Exercise >> Omit all images. Transcribe the rest of the material below exactly.

Provided material >>
===

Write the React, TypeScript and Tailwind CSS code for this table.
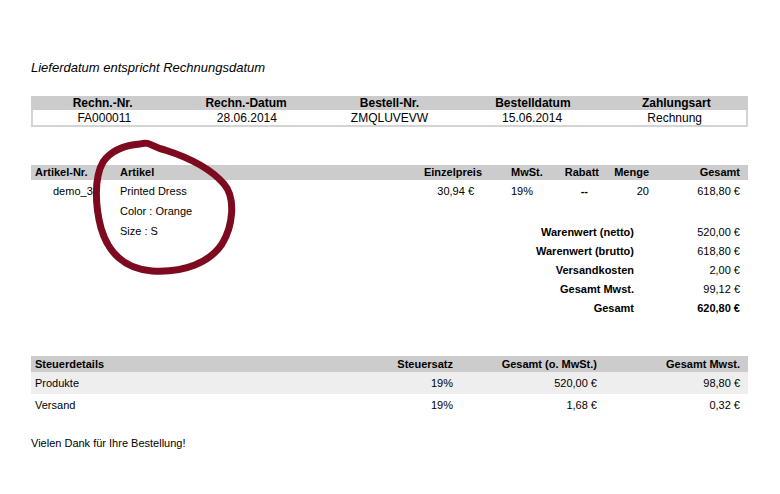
import React from "react";

const font = { fontFamily: '"Liberation Sans", Arial, sans-serif' };

function HeaderTable() {
  const heads = ["Rechn.-Nr.", "Rechn.-Datum", "Bestell-Nr.", "Bestelldatum", "Zahlungsart"];
  const vals = ["FA000011", "28.06.2014", "ZMQLUVEVW", "15.06.2014", "Rechnung"];
  return (
    <div className="mt-[20px] w-[717px] text-[12px] leading-[14px]">
      <div className="grid grid-cols-5 bg-[#cccccc] h-[14px] font-bold">
        {heads.map((h) => (
          <div key={h} className="text-center">
            {h}
          </div>
        ))}
      </div>
      <div className="grid grid-cols-5 h-[17px] border-2 border-t-0 border-[#d4d4d4] pt-[1px]">
        {vals.map((v) => (
          <div key={v} className="text-center">
            {v}
          </div>
        ))}
      </div>
    </div>
  );
}

function ItemTable() {
  const totals = [
    ["Warenwert (netto)", "520,00 €"],
    ["Warenwert (brutto)", "618,80 €"],
    ["Versandkosten", "2,00 €"],
    ["Gesamt Mwst.", "99,12 €"],
    ["Gesamt", "620,80 €"],
  ];
  return (
    <div className="mt-[38px] w-[717px] text-[11px] leading-[13px]">
      <div className="flex h-[15px] items-center bg-[#cccccc] font-bold">
        <div className="w-[89px] pl-[4px]">Artikel-Nr.</div>
        <div className="w-[280px]">Artikel</div>
        <div className="w-[82px] text-right">Einzelpreis</div>
        <div className="w-[29px]" />
        <div className="w-[50px]">MwSt.</div>
        <div className="w-[38px] text-right">Rabatt</div>
        <div className="w-[50px] text-right">Menge</div>
        <div className="flex-1 pr-[8px] text-right">Gesamt</div>
      </div>
      <div className="flex pt-[5px]">
        <div className="w-[89px] pl-[22px]">demo_3</div>
        <div className="flex w-[280px] flex-col gap-[7px]">
          <div>Printed Dress</div>
          <div>Color : Orange</div>
          <div>Size : S</div>
        </div>
        <div className="w-[74px] text-right">30,94 €</div>
        <div className="w-[37px]" />
        <div className="w-[50px]">19%</div>
        <div className="w-[27px] text-right font-bold">--</div>
        <div className="w-[61px] text-right">20</div>
        <div className="flex-1 pr-[8px] text-right">618,80 €</div>
      </div>
      <div className="-mt-[12px] flex flex-col gap-[6px]">
        {totals.map(([l, v], i) => (
          <div key={l} className="flex">
            <div className="w-[603px] text-right font-bold">{l}</div>
            <div className={`flex-1 pr-[8px] text-right ${i === 4 ? "font-bold" : ""}`}>{v}</div>
          </div>
        ))}
      </div>
    </div>
  );
}

function TaxTable() {
  const rows = [
    ["Produkte", "19%", "520,00 €", "98,80 €"],
    ["Versand", "19%", "1,68 €", "0,32 €"],
  ];
  return (
    <div className="mt-[41px] w-[717px] text-[11px] leading-[13px]">
      <div className="flex h-[16px] items-center bg-[#cccccc] font-bold">
        <div className="w-[300px] pl-[4px]">Steuerdetails</div>
        <div className="w-[122px] text-right">Steuersatz</div>
        <div className="w-[144px] text-right">Gesamt (o. MwSt.)</div>
        <div className="flex-1 pr-[8px] text-right">Gesamt Mwst.</div>
      </div>
      {rows.map((r, i) => (
        <div key={r[0]} className={`flex h-[22px] items-center ${i === 0 ? "bg-[#eeeeee]" : ""}`}>
          <div className="w-[300px] pl-[4px]">{r[0]}</div>
          <div className="w-[122px] text-right">{r[1]}</div>
          <div className="w-[144px] text-right">{r[2]}</div>
          <div className="flex-1 pr-[8px] text-right">{r[3]}</div>
        </div>
      ))}
    </div>
  );
}

export default function App() {
  return (
    <div className="relative h-[494px] w-[780px] overflow-hidden bg-white text-black" style={font}>
      <div className="pl-[31px] pt-[60px]">
        <div className="text-[13px] italic leading-[16px]">Lieferdatum entspricht Rechnungsdatum</div>
        <HeaderTable />
        <ItemTable />
        <TaxTable />
        <div className="mt-[21px] text-[11px] leading-[13px]">Vielen Dank für Ihre Bestellung!</div>
      </div>
      <svg className="pointer-events-none absolute left-0 top-0" width="780" height="494">
        <path
          d="M 140 144 C 150 141, 152 147, 165 150 C 190 158, 212 170, 224 184 C 236 198, 233 226, 222 244 C 210 262, 185 273, 152 271 C 124 269, 108 252, 101 228 C 95 205, 94 178, 103 162 C 112 149, 128 145, 140 144"
          fill="none"
          stroke="#7d0a1e"
          strokeWidth="7"
          strokeLinecap="round"
          strokeLinejoin="round"
        />
      </svg>
    </div>
  );
}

===

Expected answer >>
Write the React, TypeScript and Tailwind CSS code for this table.
import React from "react";

const font = { fontFamily: '"Liberation Sans", Arial, sans-serif' };

function HeaderTable() {
  const heads = ["Rechn.-Nr.", "Rechn.-Datum", "Bestell-Nr.", "Bestelldatum", "Zahlungsart"];
  const vals = ["FA000011", "28.06.2014", "ZMQLUVEVW", "15.06.2014", "Rechnung"];
  return (
    <div className="mt-[20px] w-[717px] text-[12px] leading-[14px]">
      <div className="grid grid-cols-5 bg-[#cccccc] h-[14px] font-bold">
        {heads.map((h) => (
          <div key={h} className="text-center">
            {h}
          </div>
        ))}
      </div>
      <div className="grid grid-cols-5 h-[17px] border-2 border-t-0 border-[#d4d4d4] pt-[1px]">
        {vals.map((v) => (
          <div key={v} className="text-center">
            {v}
          </div>
        ))}
      </div>
    </div>
  );
}

function ItemTable() {
  const totals = [
    ["Warenwert (netto)", "520,00 €"],
    ["Warenwert (brutto)", "618,80 €"],
    ["Versandkosten", "2,00 €"],
    ["Gesamt Mwst.", "99,12 €"],
    ["Gesamt", "620,80 €"],
  ];
  return (
    <div className="mt-[38px] w-[717px] text-[11px] leading-[13px]">
      <div className="flex h-[15px] items-center bg-[#cccccc] font-bold">
        <div className="w-[89px] pl-[4px]">Artikel-Nr.</div>
        <div className="w-[280px]">Artikel</div>
        <div className="w-[82px] text-right">Einzelpreis</div>
        <div className="w-[29px]" />
        <div className="w-[50px]">MwSt.</div>
        <div className="w-[38px] text-right">Rabatt</div>
        <div className="w-[50px] text-right">Menge</div>
        <div className="flex-1 pr-[8px] text-right">Gesamt</div>
      </div>
      <div className="flex pt-[5px]">
        <div className="w-[89px] pl-[22px]">demo_3</div>
        <div className="flex w-[280px] flex-col gap-[7px]">
          <div>Printed Dress</div>
          <div>Color : Orange</div>
          <div>Size : S</div>
        </div>
        <div className="w-[74px] text-right">30,94 €</div>
        <div className="w-[37px]" />
        <div className="w-[50px]">19%</div>
        <div className="w-[27px] text-right font-bold">--</div>
        <div className="w-[61px] text-right">20</div>
        <div className="flex-1 pr-[8px] text-right">618,80 €</div>
      </div>
      <div className="-mt-[12px] flex flex-col gap-[6px]">
        {totals.map(([l, v], i) => (
          <div key={l} className="flex">
            <div className="w-[603px] text-right font-bold">{l}</div>
            <div className={`flex-1 pr-[8px] text-right ${i === 4 ? "font-bold" : ""}`}>{v}</div>
          </div>
        ))}
      </div>
    </div>
  );
}

function TaxTable() {
  const rows = [
    ["Produkte", "19%", "520,00 €", "98,80 €"],
    ["Versand", "19%", "1,68 €", "0,32 €"],
  ];
  return (
    <div className="mt-[41px] w-[717px] text-[11px] leading-[13px]">
      <div className="flex h-[16px] items-center bg-[#cccccc] font-bold">
        <div className="w-[300px] pl-[4px]">Steuerdetails</div>
        <div className="w-[122px] text-right">Steuersatz</div>
        <div className="w-[144px] text-right">Gesamt (o. MwSt.)</div>
        <div className="flex-1 pr-[8px] text-right">Gesamt Mwst.</div>
      </div>
      {rows.map((r, i) => (
        <div key={r[0]} className={`flex h-[22px] items-center ${i === 0 ? "bg-[#eeeeee]" : ""}`}>
          <div className="w-[300px] pl-[4px]">{r[0]}</div>
          <div className="w-[122px] text-right">{r[1]}</div>
          <div className="w-[144px] text-right">{r[2]}</div>
          <div className="flex-1 pr-[8px] text-right">{r[3]}</div>
        </div>
      ))}
    </div>
  );
}

export default function App() {
  return (
    <div className="relative h-[494px] w-[780px] overflow-hidden bg-white text-black" style={font}>
      <div className="pl-[31px] pt-[60px]">
        <div className="text-[13px] italic leading-[16px]">Lieferdatum entspricht Rechnungsdatum</div>
        <HeaderTable />
        <ItemTable />
        <TaxTable />
        <div className="mt-[21px] text-[11px] leading-[13px]">Vielen Dank für Ihre Bestellung!</div>
      </div>
      <svg className="pointer-events-none absolute left-0 top-0" width="780" height="494">
        <path
          d="M 140 144 C 150 141, 152 147, 165 150 C 190 158, 212 170, 224 184 C 236 198, 233 226, 222 244 C 210 262, 185 273, 152 271 C 124 269, 108 252, 101 228 C 95 205, 94 178, 103 162 C 112 149, 128 145, 140 144"
          fill="none"
          stroke="#7d0a1e"
          strokeWidth="7"
          strokeLinecap="round"
          strokeLinejoin="round"
        />
      </svg>
    </div>
  );
}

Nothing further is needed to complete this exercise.